Modern physical science deduces this belief from the phenomena of daily life and the analogies of individual experience, thus giving precedence to material causes for mental concepts, or universal ideas. This view is, I think, entitled to the most careful consideration, but it cannot once for all be admitted, nor is it consistent with the general theory and progress of evolution that the phenomenal stands to the noumenal, the actual to the ideal, as cause to effect. These two groups of experiences are alternate and coincident; and, as to priority, it is only the old question in a new form, as to which was first, the bird that laid the egg, or the egg that hatched the bird.
This distinction is particularly pertinent to the present subject, for the reason that by the method of modern physical science, in dealing with the belief in the existence of the soul, the whole of this universal belief is swept away. Its origin is found in the ignorance, superstition, and false analogies of barbarous races, and the inference is that the belief can only linger as a remnant of superstition among civilized men. This method prejudges the whole question, and (while it must readily be admitted that the opposite method equally prejudges it), my contention is for neither the one nor the other, but for the careful consideration and final blending of both. If at first sight these two theories, which form the basis of the working hypothesis of the materialist and the spiritist, seem paradoxical and wholly irreconcilable, with careful consideration and unbiased investigation of both sides of the problem the paradox will disappear.

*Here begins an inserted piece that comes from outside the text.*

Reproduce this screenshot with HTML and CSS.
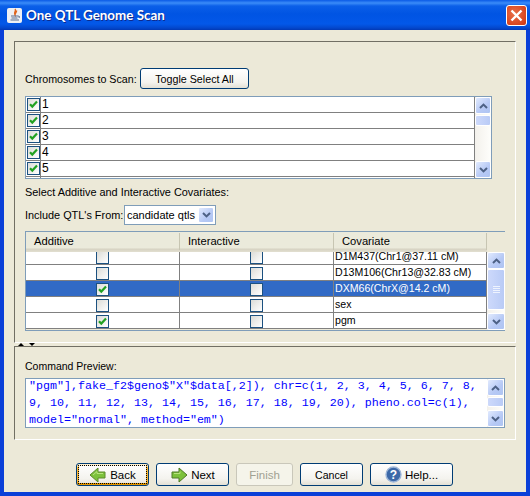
FILE: index.html
```html
<!DOCTYPE html>
<html lang="en">
<head>
    <meta charset="UTF-8">
    <meta name="viewport" content="width=device-width, initial-scale=1.0">
    <title>One QTL Genome Scan</title>
    <link rel="stylesheet" href="styles.css">
</head>
<body>
    <svg class="defs" width="0" height="0">
        <defs>
            <symbol id="check" viewBox="0 0 13 13">
                <path d="M3 6.2 L5.3 8.6 L10 3.6" fill="none" stroke="#21a121" stroke-width="2.2"/>
            </symbol>
            <symbol id="up" viewBox="0 0 9 6">
                <path d="M1 5 L4.5 1.6 L8 5" fill="none" stroke="#4d6185" stroke-width="2"/>
            </symbol>
            <symbol id="down" viewBox="0 0 9 6">
                <path d="M1 1 L4.5 4.4 L8 1" fill="none" stroke="#4d6185" stroke-width="2"/>
            </symbol>
        </defs>
    </svg>

    <div class="window">
        <div class="titlebar">
            <span class="app-icon">
                <svg width="14" height="14" viewBox="0 0 14 14">
                    <path d="M7 1 C9 3 5 4 7 7 C7 5 9 4 8.5 2.5" fill="none" stroke="#e0641c" stroke-width="1.4"/>
                    <path d="M3 8 H10 M3.5 10 H9.5 M2.5 12 H11" stroke="#5a6f8f" stroke-width="1"/>
                    <path d="M10 8 Q12.5 8 11 10" fill="none" stroke="#5a6f8f"/>
                </svg>
            </span>
            <span class="title">One QTL Genome Scan</span>
            <span class="close-btn">
                <svg width="13" height="13" viewBox="0 0 13 13">
                    <path d="M1.5 1.5 L11.5 11.5 M11.5 1.5 L1.5 11.5" stroke="#fff" stroke-width="2.4"/>
                </svg>
            </span>
        </div>

        <div class="client">
            <div class="pane pane-top">
                <div class="form-row chrom-row">
                    <span class="chrom-label">Chromosomes to Scan:</span>
                    <button class="btn toggle-btn">Toggle Select All</button>
                </div>

                <div class="scroll-box chrom-box">
                    <div class="chrom-list">
                        <div class="chrom"><span class="chrom-check"><span class="cb"><svg><use href="#check"/></svg></span></span><span class="chrom-name">1</span></div>
                        <div class="chrom"><span class="chrom-check"><span class="cb"><svg><use href="#check"/></svg></span></span><span class="chrom-name">2</span></div>
                        <div class="chrom"><span class="chrom-check"><span class="cb"><svg><use href="#check"/></svg></span></span><span class="chrom-name">3</span></div>
                        <div class="chrom"><span class="chrom-check"><span class="cb"><svg><use href="#check"/></svg></span></span><span class="chrom-name">4</span></div>
                        <div class="chrom"><span class="chrom-check"><span class="cb"><svg><use href="#check"/></svg></span></span><span class="chrom-name">5</span></div>
                        <div class="chrom chrom-cut"><span class="chrom-check"></span><span class="chrom-name"></span></div>
                    </div>
                    <div class="scrollbar">
                        <span class="sb-btn"><svg><use href="#up"/></svg></span>
                        <div class="sb-track"><span class="sb-thumb thumb-small"></span></div>
                        <span class="sb-btn"><svg><use href="#down"/></svg></span>
                    </div>
                </div>

                <div class="covar-label">Select Additive and Interactive Covariates:</div>

                <div class="form-row qtl-row">
                    <span class="qtl-label">Include QTL's From:</span>
                    <div class="combo">
                        <span class="combo-value">candidate qtls</span>
                        <span class="sb-btn combo-btn"><svg><use href="#down"/></svg></span>
                    </div>
                </div>

                <div class="scroll-box covar-box">
                    <div class="covar-main">
                        <div class="covar-head">
                            <span class="head-cell">Additive</span>
                            <span class="head-cell">Interactive</span>
                            <span class="head-cell">Covariate</span>
                        </div>
                        <div class="covar-row row-cut">
                            <span class="cell"><span class="cb cb-cut"></span></span>
                            <span class="cell"><span class="cb cb-cut"></span></span>
                            <span class="cell cell-text">D1M437(Chr1@37.11 cM)</span>
                        </div>
                        <div class="covar-row">
                            <span class="cell"><span class="cb"></span></span>
                            <span class="cell"><span class="cb"></span></span>
                            <span class="cell cell-text">D13M106(Chr13@32.83 cM)</span>
                        </div>
                        <div class="covar-row selected">
                            <span class="cell"><span class="cb"><svg><use href="#check"/></svg></span></span>
                            <span class="cell"><span class="cb"></span></span>
                            <span class="cell cell-text">DXM66(ChrX@14.2 cM)</span>
                        </div>
                        <div class="covar-row">
                            <span class="cell"><span class="cb"></span></span>
                            <span class="cell"><span class="cb"></span></span>
                            <span class="cell cell-text">sex</span>
                        </div>
                        <div class="covar-row">
                            <span class="cell"><span class="cb"><svg><use href="#check"/></svg></span></span>
                            <span class="cell"><span class="cb"></span></span>
                            <span class="cell cell-text">pgm</span>
                        </div>
                    </div>
                    <div class="covar-side">
                        <div class="scrollbar">
                            <span class="sb-btn"><svg><use href="#up"/></svg></span>
                            <div class="sb-track"><span class="sb-thumb thumb-big"><i></i><i></i><i></i><i></i></span></div>
                            <span class="sb-btn"><svg><use href="#down"/></svg></span>
                        </div>
                    </div>
                </div>
            </div>

            <div class="splitter">
                <span class="tri-up"></span>
                <span class="tri-down"></span>
            </div>

            <div class="pane pane-bottom">
                <div class="preview-label">Command Preview:</div>
                <div class="scroll-box preview-box">
                    <div class="preview-text">
                        <div class="preview-line">"pgm"],fake_f2$geno$"X"$data[,2]), chr=c(1, 2, 3, 4, 5, 6, 7, 8,</div>
                        <div class="preview-line">9, 10, 11, 12, 13, 14, 15, 16, 17, 18, 19, 20), pheno.col=c(1),</div>
                        <div class="preview-line">model="normal", method="em")</div>
                    </div>
                    <div class="scrollbar">
                        <span class="sb-btn"><svg><use href="#up"/></svg></span>
                        <div class="sb-track"><span class="sb-thumb thumb-preview"></span></div>
                        <span class="sb-btn"><svg><use href="#down"/></svg></span>
                    </div>
                </div>
            </div>

            <div class="wizard-buttons">
                <button class="btn nav-btn focused">
                    <span class="focus-ring">
                        <svg width="18" height="16" viewBox="0 0 18 16"><path d="M1 8 L9 1 V5 H16 V11 H9 V15 Z" fill="#7cc13b" stroke="#5c8a2c"/><path d="M4 8 L8 4.5 V6.5 H14" fill="none" stroke="#b7e27d"/></svg>
                        Back
                    </span>
                </button>
                <button class="btn nav-btn">
                    <svg width="18" height="16" viewBox="0 0 18 16"><path d="M17 8 L9 1 V5 H2 V11 H9 V15 Z" fill="#7cc13b" stroke="#4f7a28"/><path d="M4 6.5 H10 V4.5" fill="none" stroke="#b7e27d"/></svg>
                    Next
                </button>
                <button class="btn finish-btn" disabled>Finish</button>
                <button class="btn cancel-btn">Cancel</button>
                <button class="btn help-btn">
                    <svg width="17" height="17" viewBox="0 0 17 17"><circle cx="8.5" cy="8.5" r="7.5" fill="#3d69a8" stroke="#9db6d8" stroke-width="1.4"/><text x="8.5" y="13" text-anchor="middle" font-family="Liberation Sans" font-weight="bold" font-size="12" fill="#fff">?</text></svg>
                    Help...
                </button>
            </div>
        </div>
    </div>
</body>
</html>
```

FILE: styles.css
```css
* {
    box-sizing: border-box;
}
body {
    margin: 0;
    font-family: "Liberation Sans", Arial, sans-serif;
    font-size: 11.2px;
    color: #000;
}
.defs {
    position: absolute;
}
.window {
    width: 530px;
    height: 496px;
    display: flex;
    flex-direction: column;
    background: #0a3fd8;
    overflow: hidden;
}

/* title bar */
.titlebar {
    height: 30px;
    flex: none;
    display: flex;
    align-items: center;
    padding: 0 7px;
    background: linear-gradient(#0a5ae6 0, #3b8cf8 3px, #0b5fe8 6px, #0054e3 14px, #0358e8 24px, #0347cc 28px, #0238b4 30px);
}
.app-icon {
    width: 15px;
    height: 15px;
    margin-right: 4px;
    display: flex;
    align-items: center;
    justify-content: center;
    background: #eef0f4;
    border-radius: 2px;
}
.title {
    flex: 1;
    font-family: Lato, sans-serif;
    font-weight: bold;
    font-size: 13.4px;
    color: #fff;
    text-shadow: 1px 1px 0 #0f2a8c;
}
.close-btn {
    width: 21px;
    height: 21px;
    margin-right: -4px;
    display: flex;
    align-items: center;
    justify-content: center;
    border: 1px solid #fff;
    border-radius: 3px;
    background: radial-gradient(circle at 40% 40%, #e8704a, #d8431c 75%, #c23510);
}

/* main area */
.client {
    flex: 1;
    margin: 0 4px 4px;
    padding: 11px 10px 0;
    background: #ece9d8;
    display: flex;
    flex-direction: column;
}
.pane {
    border-top: 1px solid #716f64;
    border-left: 1px solid #716f64;
    border-right: 1px solid #fff;
    border-bottom: 1px solid #fff;
    padding: 0 10px;
}
.pane-top {
    height: 302px;
}
.pane-bottom {
    height: 94px;
}
.splitter {
    height: 3px;
    display: flex;
    align-items: flex-end;
    gap: 5px;
    padding-left: 4px;
}
.tri-up, .tri-down {
    width: 0;
    height: 0;
    border-left: 3px solid transparent;
    border-right: 3px solid transparent;
}
.tri-up {
    border-bottom: 3px solid #000;
}
.tri-down {
    border-top: 3px solid #000;
}

.form-row {
    display: flex;
    align-items: center;
    white-space: nowrap;
}
.chrom-row {
    margin-top: 26px;
}
.chrom-label {
    width: 115px;
    font-size: 10.7px;
}
.qtl-row {
    margin-top: 6px;
    height: 20px;
}
.qtl-label {
    width: 99px;
    font-size: 10.9px;
}
.covar-label {
    margin-top: 7px;
    height: 13px;
    line-height: 13px;
    font-size: 10.9px;
}
.preview-label {
    margin-top: 12px;
    height: 14px;
    line-height: 14px;
    font-size: 10.5px;
}

/* buttons */
.btn {
    height: 21px;
    padding: 0;
    font: inherit;
    color: #000;
    border: 1px solid #003c74;
    border-radius: 3px;
    background: linear-gradient(#fff, #f4f3ee 70%, #e3e0d5);
    display: inline-flex;
    align-items: center;
    justify-content: center;
}
.toggle-btn {
    width: 109px;
    font-size: 10.7px;
}

/* lists and scrollbars */
.scroll-box {
    display: flex;
    border: 1px solid #7f9db9;
    background: #fff;
}
.chrom-box {
    width: 467px;
    height: 83px;
    margin-top: 7px;
}
.chrom-list {
    flex: 1;
    height: 81px;
    overflow: hidden;
}
.chrom {
    height: 16px;
    display: flex;
    border-bottom: 1px solid #808080;
}
.chrom-cut {
    height: 1px;
    border-bottom: 0;
}
.chrom-check {
    width: 15px;
    padding: 1px 0 0 1px;
    border-right: 1px solid #808080;
}
.chrom-name {
    padding-left: 1px;
    font-size: 12px;
    line-height: 15px;
}
.cb {
    display: block;
    width: 13px;
    height: 13px;
    border: 1px solid #1c5180;
    background: linear-gradient(135deg, #dcdcd7, #fff);
    position: relative;
}
.cb svg {
    position: absolute;
    left: -1px;
    top: -1px;
    width: 13px;
    height: 13px;
}
.cb-cut {
    height: 12px;
    border-top: 0;
}
.scrollbar {
    width: 17px;
    flex: none;
    display: flex;
    flex-direction: column;
    background: linear-gradient(90deg, #f3f1ec, #fefefb);
    border-left: 1px solid #808080;
}
.sb-btn {
    height: 17px;
    flex: none;
    display: flex;
    align-items: center;
    justify-content: center;
    border: 1px solid #fff;
    border-radius: 2px;
    background: linear-gradient(135deg, #e1eafe, #b6c9f5 60%, #aec4f2);
}
.sb-btn svg {
    width: 9px;
    height: 6px;
}
.sb-track {
    flex: 1;
}
.sb-thumb {
    display: block;
    border: 1px solid #fff;
    border-radius: 2px;
    background: linear-gradient(90deg, #cdd9fb, #b9cbf6);
}
.thumb-small {
    height: 11px;
    margin-top: 1px;
}
.thumb-big {
    height: 41px;
    margin-top: 0;
    display: flex;
    flex-direction: column;
    align-items: center;
    justify-content: center;
    gap: 1px;
}
.thumb-big i {
    width: 7px;
    height: 1px;
    background: #eef3fe;
}
.thumb-preview {
    height: 10px;
    margin-top: 1px;
}

/* combo */
.combo {
    width: 92px;
    height: 20px;
    display: flex;
    align-items: center;
    justify-content: space-between;
    padding: 0 1px 0 2px;
    border: 1px solid #7f9db9;
    background: #fff;
    font-size: 11px;
}
.combo-btn {
    width: 16px;
    height: 16px;
}

/* covariates table */
.covar-box {
    width: 480px;
    height: 100px;
    margin-top: 6px;
    background: #ece9d8;
}
.covar-main {
    width: 461px;
}
.covar-head {
    height: 20px;
    display: grid;
    grid-template-columns: 154px 154px 153px;
    background: linear-gradient(#ebeadb 16px, #d6d2c2 17px, #e2dfd0 20px);
}
.head-cell {
    padding: 1px 0 0 8px;
    line-height: 15px;
    height: 17px;
    margin-top: 1px;
    border-right: 1px solid #c7c5b2;
}
.covar-row {
    height: 16px;
    display: grid;
    grid-template-columns: 154px 154px 153px;
    background: #fff;
    border-bottom: 1px solid #808080;
}
.row-cut {
    height: 13px;
}
.cell {
    display: flex;
    justify-content: center;
    align-items: flex-end;
    border-right: 1px solid #808080;
    overflow: hidden;
}
.cell-text {
    justify-content: flex-start;
    padding-left: 1px;
    font-size: 10.6px;
    line-height: 15px;
    white-space: nowrap;
}
.selected {
    background: #316ac5;
    color: #fff;
}
.covar-side {
    flex: 1;
    padding-top: 20px;
    background: #ece9d8;
}
.covar-side .scrollbar {
    width: 18px;
    height: 78px;
    border-left: 0;
}

/* preview */
.preview-box {
    width: 480px;
    height: 50px;
    margin-top: 5px;
}
.preview-text {
    flex: 1;
    margin-top: -1px;
    padding: 0 0 0 3px;
    font-family: "Liberation Mono", monospace;
    font-size: 11.67px;
    line-height: 17px;
    color: #0000ff;
    overflow: hidden;
}
.preview-line {
    white-space: pre;
}
.preview-box .scrollbar {
    border-left: 0;
}

/* wizard buttons */
.wizard-buttons {
    margin-top: 23px;
    padding-left: 62px;
    display: flex;
    gap: 7px;
}
.wizard-buttons .btn {
    height: 23px;
    font-size: 11.5px;
}
.nav-btn {
    width: 73px;
    gap: 3px;
}
.focused {
    border-color: #003c74;
    box-shadow: inset 0 -2px 0 #e59700, inset 0 2px 0 #fff0cf, inset 2px 0 0 #f8b636, inset -2px 0 0 #f8b636;
}
.focus-ring {
    width: 67px;
    height: 17px;
    display: flex;
    align-items: center;
    justify-content: center;
    gap: 3px;
    outline: 1px dotted #000;
}
.finish-btn {
    width: 57px;
    color: #a1a192;
    border-color: #c9c7ba;
    background: #f5f4ea;
}
.wizard-buttons .cancel-btn {
    width: 63px;
    font-size: 10.6px;
}
.help-btn {
    width: 83px;
    gap: 3px;
}
```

With both the lowest and the highest races not only do we find the existence of belief in the existence of a separable soul in man, but of ghosts, gods, genii, a spirit of the air, and hierarchies of celestial and infernal beings.
In this regard, philosophers like Plato and Pythagoras, the intellectual giants of the human race, may be said to have elaborated and specialized the rude conceptions of the Fiji Islander, and to vie with him in peopling space with invisible entities and potencies. In spite of the dictum of science, the world, intelligent and ignorant alike, believes, and will continue to believe, in the reality of the unseen universe, and the Platonic doctrine of “emanation” and the “world of divine ideas” not only begin where modern physical science leaves off, but at this very point science either begs the question, or ignores it entirely.
How things come to be what they are, and to evolve as they do, science nowhere declares. It simply takes things as it finds them, and dubs the ultimate and antecedent causation the Unknowable. The philosophy of Plato, it is true, reaches at last the unknowable and the incomprehensible, but only after revealing another universe, the metaphysical and spiritual, entirely unknown to, or ignored or derided by the materialist.
It is, however, from this invisible realm that all visible things have come forth, the two being not only under absolute and universal law, but bearing everywhere definite analogies to each other. Hence Plato says, “God geometrizes.” Absolute mathematics determines the relations of atoms to suns, and the circulation of the blood in man to the revolutions of suns and solar systems.
A further general consideration remains to be noted before taking up the evidence of belief in the separable soul, and that is, the evolutionary life-wave of humanity on our earth.
The progress of man for some millions of years past has by no means been a straightforward climbing from barbarism to civilization. The wave of evolution has ebbed and flowed. While at one place man has slowly emerged from savagery, at another he has as surely sunk to it. Continents and islands have risen from and again sunk to the bottom of the sea, bearing the races of men in their upheavals or descent, and cataclysmic and seismic or volcanic upheavals have blotted out in a day the accumulated progress of centuries. The poles of the earth have shifted with results to the life of the globe more awful than the imagination can portray. Bodies of people like our North American Indians represent the remains of many peoples, as in Russia or India to-day, fragments of many nationalities are being absorbed in one.
Bearing in mind, therefore, that owing to many causes a nation may descend to barbarism or disappear entirely, we shall find everywhere the fragments and decay of the old belief no less than the dawn of the new. A noble creed, or a philosophical concept of a highly advanced race, may exist as a transformed and degrading superstition with a race, or a fragment of a people, undergoing degeneracy.
Every religion known to man has gone through just this transformation. The tendency is innate and inevitable and no civilization or religion has ever yet been able long to resist it. If we bear this in mind we shall be less surprised at anthropogeneses, cosmogeneses or psychologies found sometimes among otherwise rude or savage peoples, and be better able to understand the incongruities and lack of symmetry in their evolution. It would be easy to cite instances and draw comparisons at this point.